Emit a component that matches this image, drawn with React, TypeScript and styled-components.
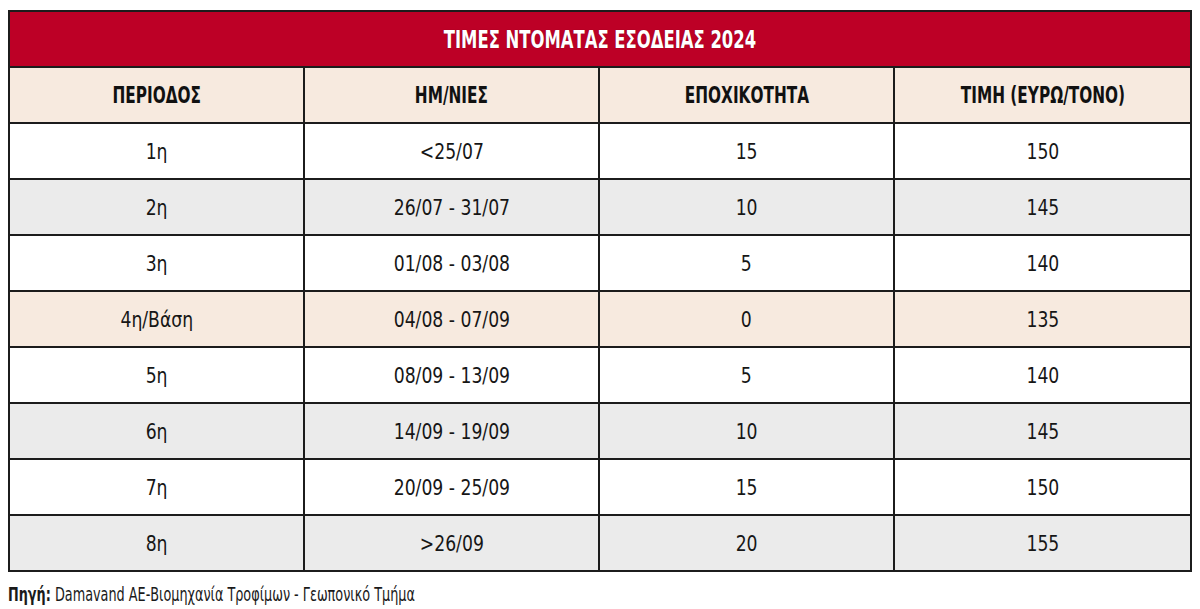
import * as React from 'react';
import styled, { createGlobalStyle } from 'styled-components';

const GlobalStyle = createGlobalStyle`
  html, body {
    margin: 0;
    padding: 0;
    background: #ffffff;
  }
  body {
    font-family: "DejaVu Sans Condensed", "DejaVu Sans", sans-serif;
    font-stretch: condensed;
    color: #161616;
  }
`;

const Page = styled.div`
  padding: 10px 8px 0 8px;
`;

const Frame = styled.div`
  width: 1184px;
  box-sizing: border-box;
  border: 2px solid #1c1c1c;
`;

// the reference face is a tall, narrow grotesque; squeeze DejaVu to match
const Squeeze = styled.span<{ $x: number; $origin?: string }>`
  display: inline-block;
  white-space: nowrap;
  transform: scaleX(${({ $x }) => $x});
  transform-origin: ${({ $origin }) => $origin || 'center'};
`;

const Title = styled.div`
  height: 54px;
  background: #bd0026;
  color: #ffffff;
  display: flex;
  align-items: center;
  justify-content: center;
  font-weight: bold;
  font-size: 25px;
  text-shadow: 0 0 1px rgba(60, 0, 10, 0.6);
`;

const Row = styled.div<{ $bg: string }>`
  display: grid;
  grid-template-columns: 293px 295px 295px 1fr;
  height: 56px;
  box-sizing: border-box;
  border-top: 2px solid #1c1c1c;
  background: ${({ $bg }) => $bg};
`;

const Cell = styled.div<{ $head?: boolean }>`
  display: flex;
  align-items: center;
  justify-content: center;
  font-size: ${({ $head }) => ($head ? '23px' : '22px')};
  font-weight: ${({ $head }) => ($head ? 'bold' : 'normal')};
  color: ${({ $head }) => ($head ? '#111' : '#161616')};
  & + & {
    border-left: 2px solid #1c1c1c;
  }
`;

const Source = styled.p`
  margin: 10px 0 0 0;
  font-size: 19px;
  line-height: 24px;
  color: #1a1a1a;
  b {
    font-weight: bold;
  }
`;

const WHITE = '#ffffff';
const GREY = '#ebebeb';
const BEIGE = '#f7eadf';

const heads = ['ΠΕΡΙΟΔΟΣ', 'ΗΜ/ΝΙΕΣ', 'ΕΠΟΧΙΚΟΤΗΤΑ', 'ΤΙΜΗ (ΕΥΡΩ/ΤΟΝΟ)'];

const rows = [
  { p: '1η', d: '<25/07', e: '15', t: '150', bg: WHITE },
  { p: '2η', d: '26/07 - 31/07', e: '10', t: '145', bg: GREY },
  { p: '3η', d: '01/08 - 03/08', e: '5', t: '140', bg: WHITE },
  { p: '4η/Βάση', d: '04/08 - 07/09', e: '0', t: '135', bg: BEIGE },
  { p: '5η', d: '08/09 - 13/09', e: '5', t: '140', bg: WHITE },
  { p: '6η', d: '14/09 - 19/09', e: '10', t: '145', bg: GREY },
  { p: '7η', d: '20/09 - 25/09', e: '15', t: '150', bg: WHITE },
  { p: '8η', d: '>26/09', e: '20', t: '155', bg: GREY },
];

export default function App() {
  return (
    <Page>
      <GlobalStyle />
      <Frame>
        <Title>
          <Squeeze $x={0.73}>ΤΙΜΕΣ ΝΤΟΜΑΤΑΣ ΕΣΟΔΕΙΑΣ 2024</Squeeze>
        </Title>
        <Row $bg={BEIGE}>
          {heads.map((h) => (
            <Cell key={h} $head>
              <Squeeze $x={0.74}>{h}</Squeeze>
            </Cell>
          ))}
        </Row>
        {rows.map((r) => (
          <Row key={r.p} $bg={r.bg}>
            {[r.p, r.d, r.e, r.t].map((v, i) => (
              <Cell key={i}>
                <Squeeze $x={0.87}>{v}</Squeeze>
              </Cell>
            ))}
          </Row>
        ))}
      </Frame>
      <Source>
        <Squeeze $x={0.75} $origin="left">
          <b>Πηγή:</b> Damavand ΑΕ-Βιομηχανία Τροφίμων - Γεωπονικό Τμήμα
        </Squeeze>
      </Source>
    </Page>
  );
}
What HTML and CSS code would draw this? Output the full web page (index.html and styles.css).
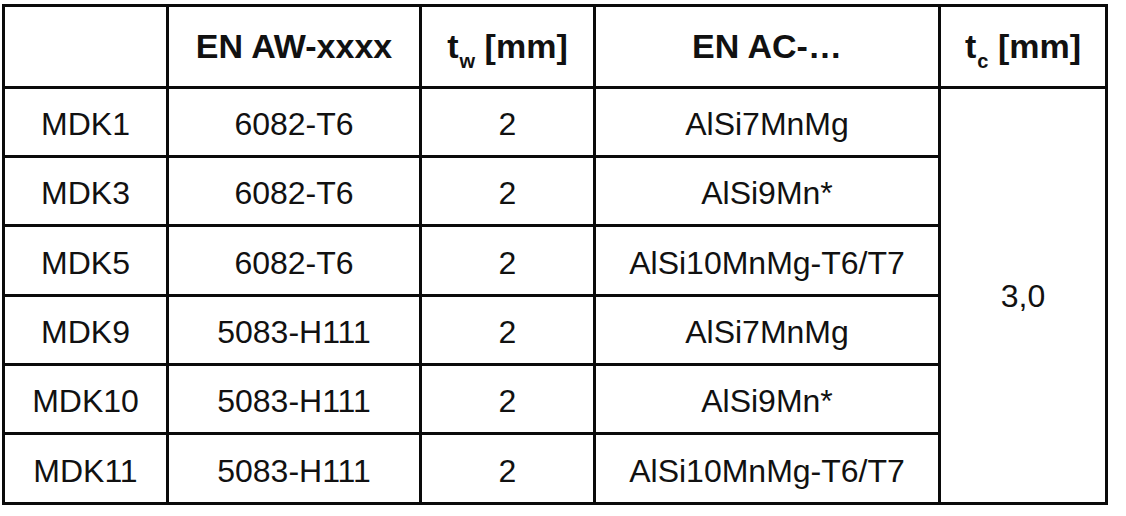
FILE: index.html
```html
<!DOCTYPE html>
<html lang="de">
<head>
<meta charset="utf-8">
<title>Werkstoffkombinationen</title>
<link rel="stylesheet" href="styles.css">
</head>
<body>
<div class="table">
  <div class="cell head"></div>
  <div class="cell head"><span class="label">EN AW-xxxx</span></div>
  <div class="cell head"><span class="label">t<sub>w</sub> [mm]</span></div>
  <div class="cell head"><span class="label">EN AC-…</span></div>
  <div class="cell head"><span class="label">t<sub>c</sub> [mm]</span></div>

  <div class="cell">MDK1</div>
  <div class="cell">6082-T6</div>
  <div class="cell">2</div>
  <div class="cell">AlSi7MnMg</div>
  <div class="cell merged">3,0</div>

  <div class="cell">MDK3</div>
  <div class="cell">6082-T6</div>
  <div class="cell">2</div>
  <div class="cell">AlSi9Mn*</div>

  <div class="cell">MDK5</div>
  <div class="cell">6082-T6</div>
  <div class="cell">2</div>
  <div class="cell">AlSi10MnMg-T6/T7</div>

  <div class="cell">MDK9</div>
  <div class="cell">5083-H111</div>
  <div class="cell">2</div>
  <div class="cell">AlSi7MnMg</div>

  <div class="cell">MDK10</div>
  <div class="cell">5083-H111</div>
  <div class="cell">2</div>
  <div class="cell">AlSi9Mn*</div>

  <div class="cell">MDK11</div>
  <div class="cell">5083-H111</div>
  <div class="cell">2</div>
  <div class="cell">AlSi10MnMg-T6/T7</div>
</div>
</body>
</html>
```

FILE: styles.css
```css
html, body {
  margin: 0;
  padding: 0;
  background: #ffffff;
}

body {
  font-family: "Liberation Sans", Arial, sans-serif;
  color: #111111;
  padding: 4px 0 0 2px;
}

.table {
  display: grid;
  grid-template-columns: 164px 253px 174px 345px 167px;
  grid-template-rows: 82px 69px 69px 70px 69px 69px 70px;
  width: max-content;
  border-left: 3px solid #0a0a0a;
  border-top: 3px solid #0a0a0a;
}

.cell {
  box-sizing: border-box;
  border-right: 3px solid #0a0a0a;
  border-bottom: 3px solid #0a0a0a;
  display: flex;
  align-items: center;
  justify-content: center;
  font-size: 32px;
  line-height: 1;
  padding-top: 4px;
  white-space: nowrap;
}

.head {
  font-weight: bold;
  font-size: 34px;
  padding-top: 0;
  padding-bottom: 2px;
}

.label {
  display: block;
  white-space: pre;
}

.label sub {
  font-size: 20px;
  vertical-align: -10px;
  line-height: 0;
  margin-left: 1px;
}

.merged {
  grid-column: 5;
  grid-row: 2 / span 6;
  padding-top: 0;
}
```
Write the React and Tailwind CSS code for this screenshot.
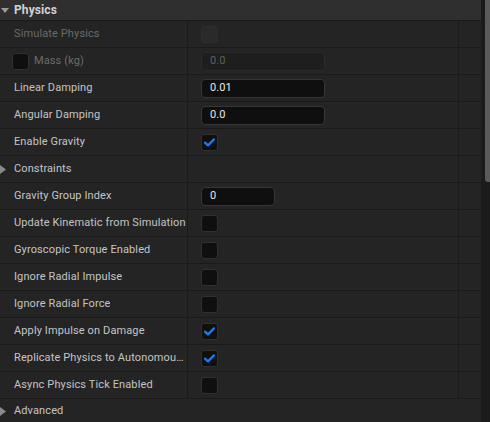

■ **Work instructions**
Look over the listing above. Pick out and copy every line that includes "index".

■ **Written response**
What HTML and CSS code would draw this? Output the full web page (index.html and styles.css).
FILE: index.html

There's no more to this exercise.